Thanks for the input everyone! For now I’ve made something with traditional bars but I’ll see how I can incorporate some numbers into it without making things look cluttered.
What exactly makes numerical displays better? I also don’t really understand why you are treating magic pixels like they are reasons people lose games.
No serious player ever thinks “Hm, exactly how much health is left?” They think “I can finish him with three, maybe even two, more combos.”
Plus even with numerical displays, you won’t necessarily be able to judge how much damage you are capable of dealing because of damage scaling. You wanna make a display for that, too?
People do lose some games to magic pixels. The best example is a failed chip kill by 10 or less life; some other times you just pull a big combo and waste all bars and they survive. It doesn’t cause you to lose the game but you should never be guessing for the results. “I can finish him with three, maybe even two, more combos.” There’s already a guess right there about what should be revealed information.
What type of scaling are you speaking about? Combo scaling don’t matter: people don’t do the damage sum on the fly but they already know how much damage each combo does. The reasoning should be this: “my combo does 210 damage, he has 200 life, then it should kill him”. Guts scaling complicates that but, even with that, damage could be memorized for each level although that would be more tiresome.I personally hate guts scaling and would rather see them gone, although that’s another matter.
by the time you were to calculate damage in your head to make the right decision to save yourself from dying from a “magic pixel” situation, you’d already be dead before you could even do the first part.
percentage works for smash because the actual percent value doesn’t mean as much as knowing you’re in kill/death range. Also, because you don’t die from no life but being knocked offstage. the color change in the number also helps, as well as the fact that in smash you arent busying yourself with things like meter and supers and confirms and such…
lifebars are probably the best way for a traditional fighting game to display health, and any extra number or feature just hinders the player.
Also, the way you did the timer with a countdown circle also makes little sense, for the same reasons… he player already understands how much time is left the instant they see a timer number. a countdown circle is a lot more esoteric
i’ve always like the super bar on bottom. to me, having all the meters top is a bit crowded and then there’s a lot of dead space at the bottom. the only game i think it looked good was Darkstalker 2.
theres a reason why most fighting games use lifebars alone… adding a number to it just is annoying as shit and doesnt help but rather distracts the player.
I’ll agree that lifebars representing different quantities might not be intuitive to some people, but it must be pretty damn easy to adapt to cause this is the first time I’ve ever seen anyone gripe about.
The point in training mode giving you numbers for how much damage a combo inflicts is for optimizing combos. Fighting games already scale combos for myriad reasons, so I think its a lost cause trying to give players/spectators some kind of certainty a combo will kill their opponent. And consider the numerous variantions on combos. How many combo damage values can you really commit to memory anyway?

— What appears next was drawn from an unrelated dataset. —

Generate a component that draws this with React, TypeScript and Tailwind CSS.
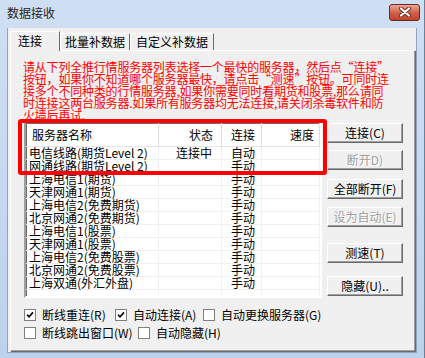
import React from 'react';

const ROWS: [string, string, string][] = [
  ['电信线路(期货Level 2)', '连接中', '自动'],
  ['网通线路(期货Level 2)', '', '手动'],
  ['上海电信1(期货)', '', '手动'],
  ['天津网通1(期货)', '', '手动'],
  ['上海电信2(免费期货)', '', '手动'],
  ['北京网通2(免费期货)', '', '手动'],
  ['上海电信1(股票)', '', '手动'],
  ['天津网通1(股票)', '', '手动'],
  ['上海电信2(免费股票)', '', '手动'],
  ['北京网通2(免费股票)', '', '手动'],
  ['上海双通(外汇外盘)', '', '手动'],
];

const NOTICE = [
  '请从下列全推行情服务器列表选择一个最快的服务器，然后点“连接”',
  '按钮，如果你不知道哪个服务器最快，请点击“测速”按钮。可同时连',
  '接多个不同种类的行情服务器,如果你需要同时看期货和股票,那么请同',
  '时连接这两台服务器.如果所有服务器均无法连接,请关闭杀毒软件和防',
  '火墙后再试.',
];

const Btn = ({ label, disabled, className = '' }: { label: string; disabled?: boolean; className?: string }) => (
  <div
    className={`h-[20px] w-[76px] flex items-center justify-center bg-[#f0f0f0] border border-t-white border-l-white border-r-[#696969] border-b-[#696969] shadow-[inset_-1px_-1px_#a0a0a0] ${
      disabled ? 'text-[#a0a0a0] [text-shadow:1px_1px_#ffffff]' : 'text-black'
    } ${className}`}
  >
    {label}
  </div>
);

const Check = ({ checked, label, w }: { checked?: boolean; label: string; w: string }) => (
  <div className={`flex items-center h-[13px] ${w}`}>
    <div className="w-[12px] h-[12px] bg-white border border-[#808080] flex items-center justify-center shrink-0">
      {checked && (
        <svg width="8" height="8" viewBox="0 0 8 8">
          <path d="M1 3.8 L3 5.8 L7 1.4" fill="none" stroke="#000" strokeWidth="1.6" />
        </svg>
      )}
    </div>
    <span className="ml-[6px] whitespace-nowrap">{label}</span>
  </div>
);

export default function App() {
  return (
    <div className="relative w-[425px] h-[358px] overflow-hidden bg-gradient-to-b from-[#cfdff3] to-[#bdd2ec] font-['Noto_Sans_CJK_SC',sans-serif] text-[12px] leading-[12px] text-black border-r border-[#6d7f94]">
      {/* title bar */}
      <div className="h-[28px] flex items-center justify-between pl-[7px] pr-[4px]">
        <span className="text-[#1e1e1e] -mt-[2px]">数据接收</span>
        <div className="w-[31px] h-[17px] -mt-[4px] rounded-[3px] border border-[#6e2a1f] bg-gradient-to-b from-[#e9a898] via-[#d0624c] to-[#c0402a] flex items-center justify-center">
          <svg width="14" height="10" viewBox="0 0 14 10">
            <path d="M3 1.5 L11 8.5 M11 1.5 L3 8.5" stroke="#6b2b22" strokeWidth="4" strokeLinecap="round" />
            <path d="M3 1.5 L11 8.5 M11 1.5 L3 8.5" stroke="#ffffff" strokeWidth="2.2" strokeLinecap="round" />
          </svg>
        </div>
      </div>

      {/* client area */}
      <div className="ml-[7px] w-[410px] h-[325px] bg-[#f0f0f0] border-l border-r border-b border-[#8fa4bd] pt-[3px] pl-[2px]">
        {/* tabs */}
        <div className="flex items-end h-[19px]">
          <div className="relative z-10 w-[50px] h-[20px] -mb-[1px] pl-[7px] pt-[3px] bg-[#f0f0f0] border-t border-l border-white border-r border-r-[#696969]">
            连接
          </div>
          <div className="w-[70px] h-[17px] flex items-center justify-center border-t border-l border-white border-r border-r-[#696969]">
            批量补数据
          </div>
          <div className="w-[84px] h-[17px] flex items-center justify-center border-t border-l border-white border-r border-r-[#696969]">
            自定义补数据
          </div>
        </div>

        {/* panel */}
        <div className="w-[405px] h-[301px] border border-t-white border-l-white border-r-[#a0a0a0] border-b-[#a0a0a0] shadow-[1px_1px_0_#696969] pt-[10px] pl-[12px]">
          <div className="text-[#ff0000]">
            {NOTICE.map(line => (
              <div key={line} className="h-[12px] whitespace-nowrap tracking-[-0.2px]">
                {line}
              </div>
            ))}
          </div>

          <div className="flex">
            {/* server list */}
            <div className="ml-[1px] w-[298px] h-[177px] flex flex-col bg-white border-2 border-t-[#a0a0a0] border-l-[#a0a0a0] border-r-white border-b-white shadow-[inset_1px_1px_#696969]">
              <div className="h-[24px] grid grid-cols-[133px_63px_40px_58px] border-b border-[#e5e5e5] shrink-0">
                <div className="flex items-center pl-[6px] border-r border-[#dcdcdc]">服务器名称</div>
                <div className="flex items-center justify-end pr-[8px] border-r border-[#dcdcdc]">状态</div>
                <div className="flex items-center pl-[9px] border-r border-[#dcdcdc]">连接</div>
                <div className="flex items-center justify-end pr-[5px] border-r border-[#dcdcdc]">速度</div>
              </div>
              {ROWS.map(([name, state, mode]) => (
                <div key={name} className="h-[13px] grid grid-cols-[133px_63px_40px_58px] border-b border-[#f0f0f0] shrink-0">
                  <div className="pl-[3px] whitespace-nowrap border-r border-[#f0f0f0]">{name}</div>
                  <div className="text-right pr-[9px] border-r border-[#f0f0f0]">{state}</div>
                  <div className="pl-[9px] border-r border-[#f0f0f0]">{mode}</div>
                  <div className="border-r border-[#f0f0f0]" />
                </div>
              ))}
              <div className="flex-1 grid grid-cols-[133px_63px_40px_58px]">
                <div className="border-r border-[#f0f0f0]" />
                <div className="border-r border-[#f0f0f0]" />
                <div className="border-r border-[#f0f0f0]" />
                <div className="border-r border-[#f0f0f0]" />
              </div>
            </div>

            {/* buttons */}
            <div className="ml-[5px] pt-[2px] flex flex-col">
              <Btn label="连接(C)" />
              <Btn label="断开D)" disabled className="mt-[7px]" />
              <Btn label="全部断开(F)" className="mt-[9px]" />
              <Btn label="设为自动(E)" disabled className="mt-[8px]" />
              <Btn label="测速(T)" className="mt-[16px]" />
              <Btn label="隐藏(U).." className="mt-[13px]" />
            </div>
          </div>

          {/* options */}
          <div className="ml-[1px] mt-[10px] flex flex-col gap-[5px]">
            <div className="flex">
              <Check checked label="断线重连(R)" w="w-[91px]" />
              <Check checked label="自动连接(A)" w="w-[88px]" />
              <Check label="自动更换服务器(G)" w="w-[120px]" />
            </div>
            <div className="flex">
              <Check label="断线跳出窗口(W)" w="w-[114px]" />
              <Check label="自动隐藏(H)" w="w-[90px]" />
            </div>
          </div>
        </div>
      </div>

      {/* red annotation box */}
      <div className="absolute left-[18px] top-[119px] w-[309px] h-[56px] border-[4px] border-[#ff0000] rounded-[3px] pointer-events-none" />
    </div>
  );
}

While this is true, it also depends on the game. A game with low dmg/low or no scaling would work just fine with absolute values. I’m not talking about retrofitting an existing game with numbered lifebars, but making a new one. UI design and function is tied to the game that it’s made for.
The main reason for this thread is to find out how USABLE numbers are, not how well they work with games that are already out. I could easily make a game that works with numbered UI, but if a numbered UI is hard to read or use, then I won’t.
Thanks for the input though everyone. Here’s the boring ass version I whipped up:
Even if you burn all of your resources and are left with a magic pixel you are usually still at an advantage of some sort, whether you have a life advantage or a positioning advantage. No loss in the history of fighting games has ever been significantly the fault of a magic pixel.
And what’s wrong with guessing about results? We guess all the time when we play. “Will he go high or low?” “Will be try to wakeup DP?” “Is the positioning right for me to do this combo?” Etc.
“Tiresome” is not the word. The right one is “dumb”. Memorizing damage for guts is a far bigger annoyance than magic pixels.